▸ **Stored records**:
'''
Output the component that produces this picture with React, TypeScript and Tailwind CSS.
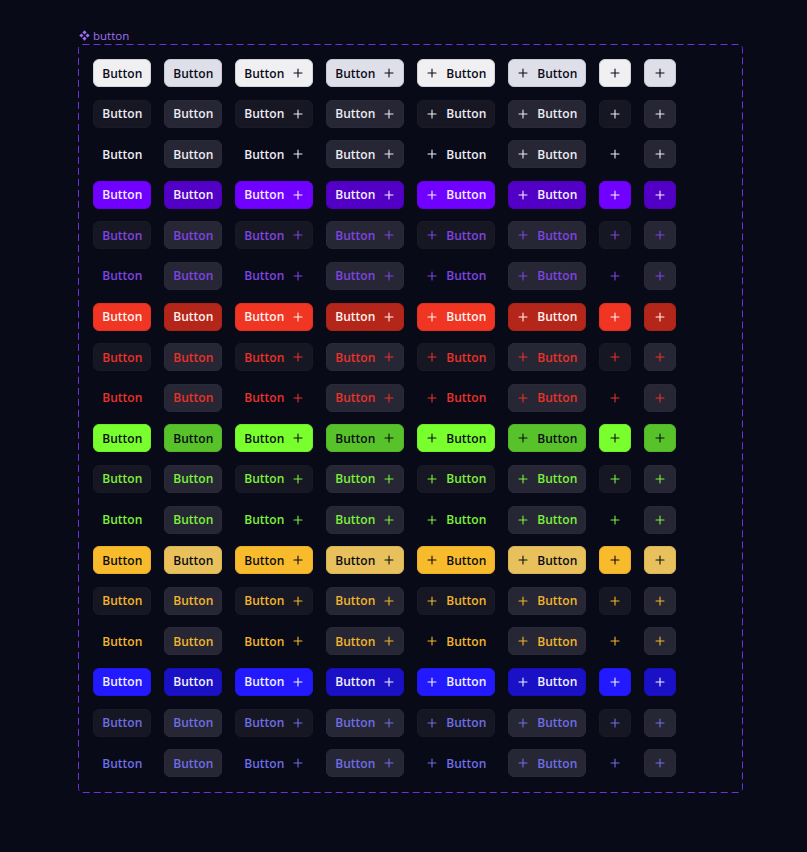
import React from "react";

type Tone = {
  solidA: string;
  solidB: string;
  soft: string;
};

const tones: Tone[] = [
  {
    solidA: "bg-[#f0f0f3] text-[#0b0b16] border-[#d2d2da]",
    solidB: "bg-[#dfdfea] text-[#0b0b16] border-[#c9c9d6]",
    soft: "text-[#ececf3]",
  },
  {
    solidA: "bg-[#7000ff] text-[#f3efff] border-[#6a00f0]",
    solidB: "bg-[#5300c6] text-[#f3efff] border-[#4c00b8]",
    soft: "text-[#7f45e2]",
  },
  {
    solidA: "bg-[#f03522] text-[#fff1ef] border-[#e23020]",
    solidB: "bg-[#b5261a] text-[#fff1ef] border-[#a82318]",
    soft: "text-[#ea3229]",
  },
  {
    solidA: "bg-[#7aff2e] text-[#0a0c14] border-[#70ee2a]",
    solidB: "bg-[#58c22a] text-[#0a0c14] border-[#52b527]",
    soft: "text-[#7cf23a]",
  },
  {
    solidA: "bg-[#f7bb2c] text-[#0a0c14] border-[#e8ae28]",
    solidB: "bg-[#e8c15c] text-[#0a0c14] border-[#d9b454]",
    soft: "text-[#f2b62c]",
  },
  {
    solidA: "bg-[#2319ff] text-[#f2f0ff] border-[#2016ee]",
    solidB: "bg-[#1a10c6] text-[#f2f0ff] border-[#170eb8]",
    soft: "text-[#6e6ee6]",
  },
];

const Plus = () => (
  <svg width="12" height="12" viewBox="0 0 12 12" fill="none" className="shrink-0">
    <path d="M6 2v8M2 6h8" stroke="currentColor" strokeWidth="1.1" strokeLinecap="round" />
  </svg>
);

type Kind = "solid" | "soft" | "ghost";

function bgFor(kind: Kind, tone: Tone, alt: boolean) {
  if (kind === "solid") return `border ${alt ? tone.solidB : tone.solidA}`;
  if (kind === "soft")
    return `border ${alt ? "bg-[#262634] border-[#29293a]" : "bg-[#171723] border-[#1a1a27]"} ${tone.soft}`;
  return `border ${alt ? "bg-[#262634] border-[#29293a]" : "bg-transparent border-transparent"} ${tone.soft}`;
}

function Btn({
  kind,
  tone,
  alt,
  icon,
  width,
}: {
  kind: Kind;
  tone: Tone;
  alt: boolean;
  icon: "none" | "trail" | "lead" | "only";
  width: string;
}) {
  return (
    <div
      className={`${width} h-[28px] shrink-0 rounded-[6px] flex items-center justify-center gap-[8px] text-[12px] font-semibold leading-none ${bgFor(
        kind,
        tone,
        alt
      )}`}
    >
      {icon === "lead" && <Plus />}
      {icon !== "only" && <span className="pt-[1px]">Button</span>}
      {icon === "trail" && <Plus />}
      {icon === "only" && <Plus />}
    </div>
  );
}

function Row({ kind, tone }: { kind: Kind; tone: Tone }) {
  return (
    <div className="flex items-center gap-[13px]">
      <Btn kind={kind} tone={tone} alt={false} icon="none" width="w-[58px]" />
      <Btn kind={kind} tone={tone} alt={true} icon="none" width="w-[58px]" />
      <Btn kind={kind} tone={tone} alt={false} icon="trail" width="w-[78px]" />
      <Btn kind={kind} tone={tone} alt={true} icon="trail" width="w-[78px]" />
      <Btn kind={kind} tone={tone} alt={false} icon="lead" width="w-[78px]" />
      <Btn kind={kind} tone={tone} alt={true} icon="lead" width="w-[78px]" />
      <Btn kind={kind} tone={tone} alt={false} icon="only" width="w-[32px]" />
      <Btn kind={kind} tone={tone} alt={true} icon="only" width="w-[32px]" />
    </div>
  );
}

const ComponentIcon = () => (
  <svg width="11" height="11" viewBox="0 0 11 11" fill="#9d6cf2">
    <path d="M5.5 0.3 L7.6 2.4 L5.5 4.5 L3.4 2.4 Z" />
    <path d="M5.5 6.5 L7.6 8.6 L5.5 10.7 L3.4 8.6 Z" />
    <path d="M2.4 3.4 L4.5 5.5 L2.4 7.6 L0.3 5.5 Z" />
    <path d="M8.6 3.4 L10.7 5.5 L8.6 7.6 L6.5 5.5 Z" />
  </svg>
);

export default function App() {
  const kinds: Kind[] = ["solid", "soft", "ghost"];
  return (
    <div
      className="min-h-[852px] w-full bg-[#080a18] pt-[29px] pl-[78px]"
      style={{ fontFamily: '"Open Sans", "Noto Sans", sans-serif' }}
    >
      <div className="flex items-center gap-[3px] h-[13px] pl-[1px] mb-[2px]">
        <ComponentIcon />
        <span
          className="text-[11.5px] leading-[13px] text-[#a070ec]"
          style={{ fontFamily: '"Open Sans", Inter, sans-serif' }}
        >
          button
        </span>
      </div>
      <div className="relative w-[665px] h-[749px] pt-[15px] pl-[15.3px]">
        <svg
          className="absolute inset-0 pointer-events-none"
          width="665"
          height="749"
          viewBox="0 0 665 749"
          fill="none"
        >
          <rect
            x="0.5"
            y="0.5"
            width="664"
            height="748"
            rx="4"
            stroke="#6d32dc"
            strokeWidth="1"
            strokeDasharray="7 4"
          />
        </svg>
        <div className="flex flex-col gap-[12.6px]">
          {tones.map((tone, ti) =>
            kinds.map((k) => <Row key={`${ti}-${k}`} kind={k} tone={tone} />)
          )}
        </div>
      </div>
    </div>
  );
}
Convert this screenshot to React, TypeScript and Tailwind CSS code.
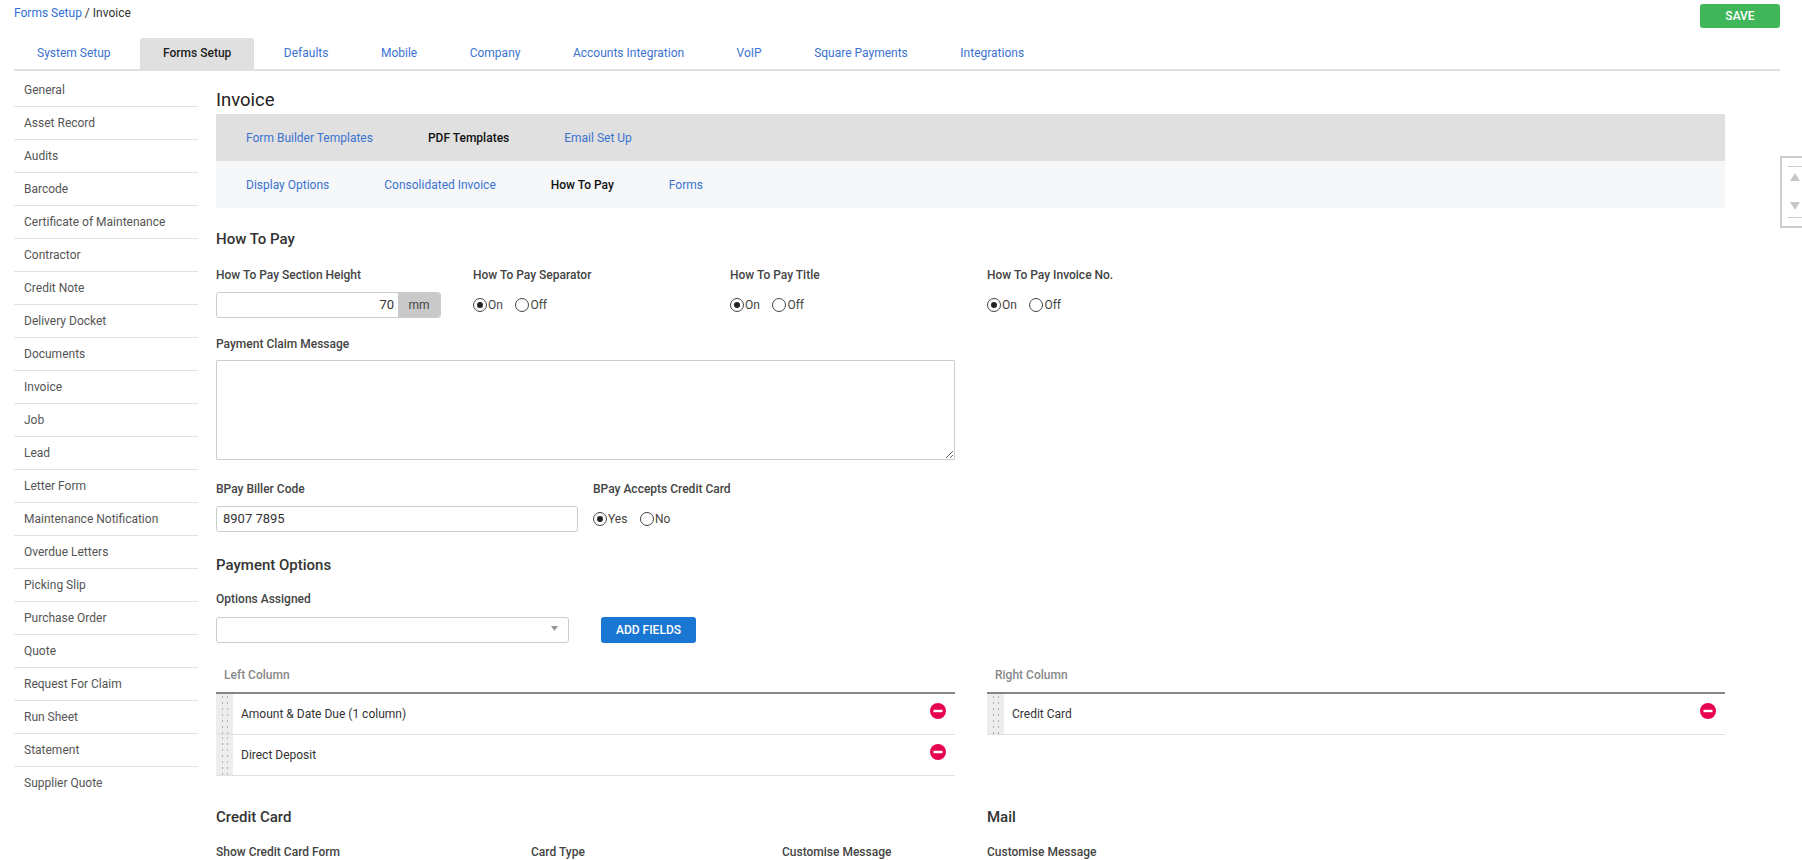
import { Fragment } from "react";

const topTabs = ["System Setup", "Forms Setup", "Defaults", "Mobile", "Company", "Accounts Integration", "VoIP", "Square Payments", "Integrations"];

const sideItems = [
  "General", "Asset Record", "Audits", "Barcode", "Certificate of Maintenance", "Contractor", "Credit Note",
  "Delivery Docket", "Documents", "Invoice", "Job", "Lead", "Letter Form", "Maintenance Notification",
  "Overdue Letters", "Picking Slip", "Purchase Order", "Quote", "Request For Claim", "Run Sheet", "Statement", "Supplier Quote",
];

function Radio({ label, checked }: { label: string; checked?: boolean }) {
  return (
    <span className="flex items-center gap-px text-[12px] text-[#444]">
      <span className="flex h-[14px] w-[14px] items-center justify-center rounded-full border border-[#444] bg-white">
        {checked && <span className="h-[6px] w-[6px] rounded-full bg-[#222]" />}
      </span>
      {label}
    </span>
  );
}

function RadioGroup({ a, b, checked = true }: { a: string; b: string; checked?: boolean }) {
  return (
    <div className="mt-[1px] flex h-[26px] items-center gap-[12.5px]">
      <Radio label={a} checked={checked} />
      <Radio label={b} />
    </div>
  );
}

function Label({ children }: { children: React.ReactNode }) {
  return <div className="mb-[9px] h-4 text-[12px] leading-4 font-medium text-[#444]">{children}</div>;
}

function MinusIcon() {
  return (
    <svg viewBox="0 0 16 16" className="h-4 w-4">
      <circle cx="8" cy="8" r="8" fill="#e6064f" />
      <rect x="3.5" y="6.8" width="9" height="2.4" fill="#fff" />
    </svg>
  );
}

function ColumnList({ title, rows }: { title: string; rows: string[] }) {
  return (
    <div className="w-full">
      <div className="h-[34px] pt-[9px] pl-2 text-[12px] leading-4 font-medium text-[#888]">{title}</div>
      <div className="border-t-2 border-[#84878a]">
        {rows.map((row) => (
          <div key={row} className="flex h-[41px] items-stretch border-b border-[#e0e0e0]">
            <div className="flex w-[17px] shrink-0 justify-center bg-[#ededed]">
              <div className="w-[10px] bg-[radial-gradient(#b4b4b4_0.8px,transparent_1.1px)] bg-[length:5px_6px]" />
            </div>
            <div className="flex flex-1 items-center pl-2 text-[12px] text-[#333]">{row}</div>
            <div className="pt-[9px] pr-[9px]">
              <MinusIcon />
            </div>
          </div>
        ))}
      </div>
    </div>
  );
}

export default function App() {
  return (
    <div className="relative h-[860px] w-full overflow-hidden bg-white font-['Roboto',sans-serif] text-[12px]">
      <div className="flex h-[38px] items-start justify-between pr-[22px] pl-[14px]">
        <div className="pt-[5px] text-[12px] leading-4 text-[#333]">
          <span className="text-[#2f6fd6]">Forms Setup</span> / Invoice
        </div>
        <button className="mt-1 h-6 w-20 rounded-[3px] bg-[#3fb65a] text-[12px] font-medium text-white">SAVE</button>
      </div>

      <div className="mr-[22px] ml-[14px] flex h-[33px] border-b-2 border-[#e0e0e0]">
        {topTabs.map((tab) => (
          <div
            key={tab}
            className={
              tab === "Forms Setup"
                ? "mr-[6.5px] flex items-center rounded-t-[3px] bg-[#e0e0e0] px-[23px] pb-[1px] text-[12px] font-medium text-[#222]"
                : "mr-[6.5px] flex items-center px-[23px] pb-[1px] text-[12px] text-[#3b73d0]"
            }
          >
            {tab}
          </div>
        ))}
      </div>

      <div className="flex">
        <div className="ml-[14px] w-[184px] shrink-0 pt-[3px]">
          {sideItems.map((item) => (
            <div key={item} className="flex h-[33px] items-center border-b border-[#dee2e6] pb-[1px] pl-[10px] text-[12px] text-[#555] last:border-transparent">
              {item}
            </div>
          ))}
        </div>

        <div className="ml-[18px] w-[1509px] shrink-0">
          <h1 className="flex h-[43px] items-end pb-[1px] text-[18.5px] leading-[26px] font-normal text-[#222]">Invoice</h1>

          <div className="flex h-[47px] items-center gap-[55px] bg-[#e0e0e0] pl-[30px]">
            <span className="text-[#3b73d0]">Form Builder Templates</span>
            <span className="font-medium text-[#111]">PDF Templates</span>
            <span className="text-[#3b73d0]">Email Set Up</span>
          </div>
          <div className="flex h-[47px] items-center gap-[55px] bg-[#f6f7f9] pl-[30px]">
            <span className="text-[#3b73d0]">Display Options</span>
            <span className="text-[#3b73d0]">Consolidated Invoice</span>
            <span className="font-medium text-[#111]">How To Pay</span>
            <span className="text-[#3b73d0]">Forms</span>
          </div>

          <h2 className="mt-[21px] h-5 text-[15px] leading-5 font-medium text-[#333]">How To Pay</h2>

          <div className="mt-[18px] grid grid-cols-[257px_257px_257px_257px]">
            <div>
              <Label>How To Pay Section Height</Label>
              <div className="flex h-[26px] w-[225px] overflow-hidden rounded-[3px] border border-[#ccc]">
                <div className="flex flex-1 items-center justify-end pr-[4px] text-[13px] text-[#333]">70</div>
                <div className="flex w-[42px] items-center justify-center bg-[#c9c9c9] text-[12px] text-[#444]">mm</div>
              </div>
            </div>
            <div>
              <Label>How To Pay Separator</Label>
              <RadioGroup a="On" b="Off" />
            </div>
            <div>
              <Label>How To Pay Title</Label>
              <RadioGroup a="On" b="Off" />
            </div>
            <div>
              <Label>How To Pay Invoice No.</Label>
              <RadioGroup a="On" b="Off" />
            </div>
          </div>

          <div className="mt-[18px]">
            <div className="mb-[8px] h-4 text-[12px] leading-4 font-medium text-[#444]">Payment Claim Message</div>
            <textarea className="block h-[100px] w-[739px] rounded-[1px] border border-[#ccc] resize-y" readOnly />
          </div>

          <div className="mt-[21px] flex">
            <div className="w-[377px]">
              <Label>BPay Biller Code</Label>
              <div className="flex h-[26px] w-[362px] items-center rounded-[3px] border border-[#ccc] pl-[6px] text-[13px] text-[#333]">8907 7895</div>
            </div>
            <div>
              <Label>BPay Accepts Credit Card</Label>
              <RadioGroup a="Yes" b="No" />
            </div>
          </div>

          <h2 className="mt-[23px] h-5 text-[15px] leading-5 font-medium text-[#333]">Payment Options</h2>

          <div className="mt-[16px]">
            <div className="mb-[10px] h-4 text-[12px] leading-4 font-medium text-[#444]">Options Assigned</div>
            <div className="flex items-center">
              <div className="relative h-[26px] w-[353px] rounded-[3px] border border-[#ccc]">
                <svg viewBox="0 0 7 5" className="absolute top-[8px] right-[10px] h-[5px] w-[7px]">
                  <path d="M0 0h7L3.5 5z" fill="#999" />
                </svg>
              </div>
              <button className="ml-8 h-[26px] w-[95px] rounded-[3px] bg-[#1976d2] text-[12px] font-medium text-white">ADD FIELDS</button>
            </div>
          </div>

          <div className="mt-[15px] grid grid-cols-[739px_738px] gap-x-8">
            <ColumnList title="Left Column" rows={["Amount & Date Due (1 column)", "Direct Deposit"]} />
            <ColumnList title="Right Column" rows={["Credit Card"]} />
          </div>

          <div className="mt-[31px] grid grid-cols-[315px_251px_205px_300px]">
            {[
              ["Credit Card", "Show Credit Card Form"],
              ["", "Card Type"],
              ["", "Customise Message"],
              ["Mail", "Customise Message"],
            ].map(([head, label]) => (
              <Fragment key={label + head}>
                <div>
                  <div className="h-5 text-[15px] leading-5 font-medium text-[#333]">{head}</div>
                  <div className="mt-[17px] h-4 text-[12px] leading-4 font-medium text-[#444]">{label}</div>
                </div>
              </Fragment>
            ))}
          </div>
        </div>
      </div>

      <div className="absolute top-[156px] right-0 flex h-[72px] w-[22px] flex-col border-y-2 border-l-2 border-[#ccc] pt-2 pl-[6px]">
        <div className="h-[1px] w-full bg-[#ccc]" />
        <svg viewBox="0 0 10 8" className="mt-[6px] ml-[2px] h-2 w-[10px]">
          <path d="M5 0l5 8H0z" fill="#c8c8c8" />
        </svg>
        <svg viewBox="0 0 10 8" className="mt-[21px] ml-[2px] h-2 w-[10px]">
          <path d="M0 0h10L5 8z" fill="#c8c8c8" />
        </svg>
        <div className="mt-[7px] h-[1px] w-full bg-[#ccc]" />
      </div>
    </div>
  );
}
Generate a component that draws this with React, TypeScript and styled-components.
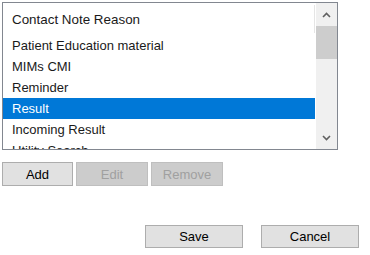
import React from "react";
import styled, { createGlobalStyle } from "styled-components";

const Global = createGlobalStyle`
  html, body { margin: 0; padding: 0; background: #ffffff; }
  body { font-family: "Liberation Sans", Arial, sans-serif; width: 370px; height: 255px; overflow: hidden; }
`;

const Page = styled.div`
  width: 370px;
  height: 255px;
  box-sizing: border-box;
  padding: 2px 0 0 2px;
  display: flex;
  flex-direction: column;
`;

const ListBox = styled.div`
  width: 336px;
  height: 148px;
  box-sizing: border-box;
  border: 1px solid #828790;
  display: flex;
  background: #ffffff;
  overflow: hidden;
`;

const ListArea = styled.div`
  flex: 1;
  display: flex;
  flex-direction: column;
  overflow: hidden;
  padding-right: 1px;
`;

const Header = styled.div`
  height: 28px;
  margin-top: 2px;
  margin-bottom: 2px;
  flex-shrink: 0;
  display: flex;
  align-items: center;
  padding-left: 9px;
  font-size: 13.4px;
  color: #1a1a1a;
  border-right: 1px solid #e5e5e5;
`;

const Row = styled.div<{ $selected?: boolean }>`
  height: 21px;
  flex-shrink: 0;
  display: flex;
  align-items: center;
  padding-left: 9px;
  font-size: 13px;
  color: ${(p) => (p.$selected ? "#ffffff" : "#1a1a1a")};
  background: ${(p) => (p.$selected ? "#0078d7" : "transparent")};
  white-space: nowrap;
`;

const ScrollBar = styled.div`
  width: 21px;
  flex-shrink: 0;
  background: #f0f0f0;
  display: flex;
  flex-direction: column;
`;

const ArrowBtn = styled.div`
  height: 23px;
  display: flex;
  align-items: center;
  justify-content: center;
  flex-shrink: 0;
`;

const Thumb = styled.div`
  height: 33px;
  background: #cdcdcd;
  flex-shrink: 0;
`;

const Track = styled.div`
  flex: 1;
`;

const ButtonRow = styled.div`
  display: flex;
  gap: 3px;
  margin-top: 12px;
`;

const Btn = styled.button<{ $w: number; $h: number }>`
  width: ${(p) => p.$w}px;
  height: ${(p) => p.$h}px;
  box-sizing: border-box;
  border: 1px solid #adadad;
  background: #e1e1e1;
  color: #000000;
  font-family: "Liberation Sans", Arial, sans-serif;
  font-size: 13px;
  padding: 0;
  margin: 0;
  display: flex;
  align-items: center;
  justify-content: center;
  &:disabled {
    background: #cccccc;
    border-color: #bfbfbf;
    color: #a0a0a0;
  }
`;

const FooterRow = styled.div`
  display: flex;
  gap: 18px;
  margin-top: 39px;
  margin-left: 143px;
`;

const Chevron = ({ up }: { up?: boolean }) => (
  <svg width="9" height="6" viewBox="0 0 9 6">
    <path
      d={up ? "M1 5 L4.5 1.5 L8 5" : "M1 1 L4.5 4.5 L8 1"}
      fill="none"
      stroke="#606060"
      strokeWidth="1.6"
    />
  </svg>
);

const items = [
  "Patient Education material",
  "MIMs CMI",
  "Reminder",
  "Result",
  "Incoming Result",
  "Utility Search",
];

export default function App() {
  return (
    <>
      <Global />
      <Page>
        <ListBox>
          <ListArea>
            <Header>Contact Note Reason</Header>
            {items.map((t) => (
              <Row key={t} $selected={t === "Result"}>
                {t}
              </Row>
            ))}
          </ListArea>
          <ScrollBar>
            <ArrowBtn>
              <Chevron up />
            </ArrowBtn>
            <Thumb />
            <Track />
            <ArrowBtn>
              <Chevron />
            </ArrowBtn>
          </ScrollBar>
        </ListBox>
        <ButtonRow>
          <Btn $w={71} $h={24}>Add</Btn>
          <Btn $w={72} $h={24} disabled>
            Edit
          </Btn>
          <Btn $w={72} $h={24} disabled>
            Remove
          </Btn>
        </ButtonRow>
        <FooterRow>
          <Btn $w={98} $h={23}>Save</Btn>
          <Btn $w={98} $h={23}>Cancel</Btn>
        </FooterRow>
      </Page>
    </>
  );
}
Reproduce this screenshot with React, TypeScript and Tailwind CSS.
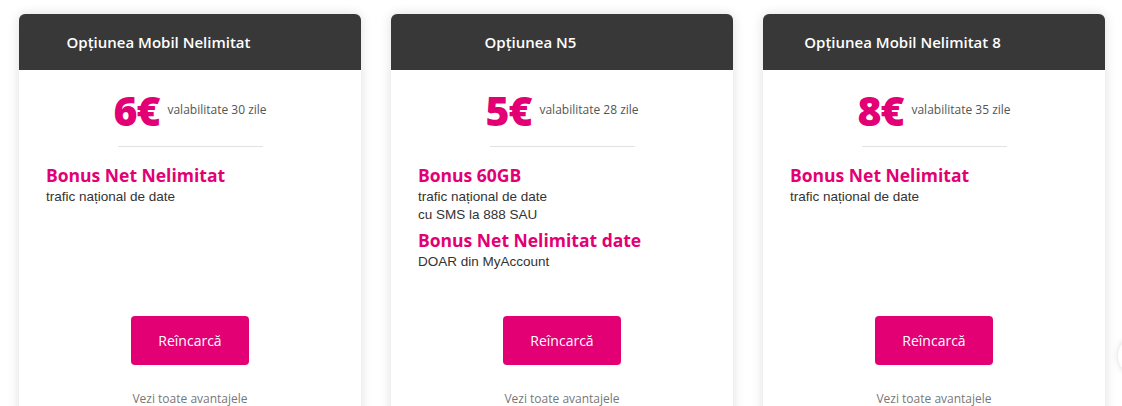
'''
▸ **Task to carry out**:
Pull out all lines from the entries above that include the word "components".

▸ **Written response**:
Generate a component that draws this with React, TypeScript and styled-components.
import styled, { createGlobalStyle } from "styled-components";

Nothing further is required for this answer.